If the focus of transmission planning was broader, it would show significantly greater benefits and that could lead to transmission-building opportunities, agreed Charles Marshall, vice president of transmission planning for independent FERC-regulated transmission utility ITC Holdings Corp. But that requires a “refocusing of transmission planning policy,” he said.
NARUC endorsed reforms to "better align regional transmission planning with state needs and ensure meaningful opportunities for the states to provide direction and input,” its filing said. FERC should allow the region's stakeholders "to evaluate transmission system needs,” choose “resources that states want,” and “refrain from establishing overly prescriptive rules.”
By taking on hard issues like cost allocation, the FERC NOPR can make incremental progressive improvements in transmission planning, but that may not lead to a macrogrid, former FERC Chair Hoecker said. The “missing piece” is a vision of how to politically achieve the transmission that is needed and “neither the FERC nor the DOE has articulated that vision yet,” he said.
An urgent issue
The “atmospherics” for a national transmission system are as good as they've ever been, Hoecker acknowledged. "But I hope advocates are not blind to the difficulties that still exist in the law and in communications with stakeholders up and down the value chain.”
It is time for Congress and the business community to recognize the need for a national transmission system as “an urgent national issue” and address those difficulties, Brownell said.

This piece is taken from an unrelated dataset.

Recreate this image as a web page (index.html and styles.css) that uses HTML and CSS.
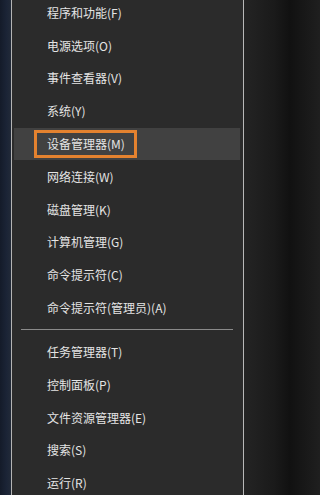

An “independent accurate analysis of benefits and of the costs of not acting can make that happen, and the current efforts at FERC and DOE can lead the way.”
Correction: A previous version of this story listed only one organization as the author of an October 2021 inter-regional transmission study. It was co-authored by The Brattle Group and Grid Strategies. We also have corrected information attributed to Debra Lew that describes a February paper by ESIG. The paper proposes an approach for a macrogrid design.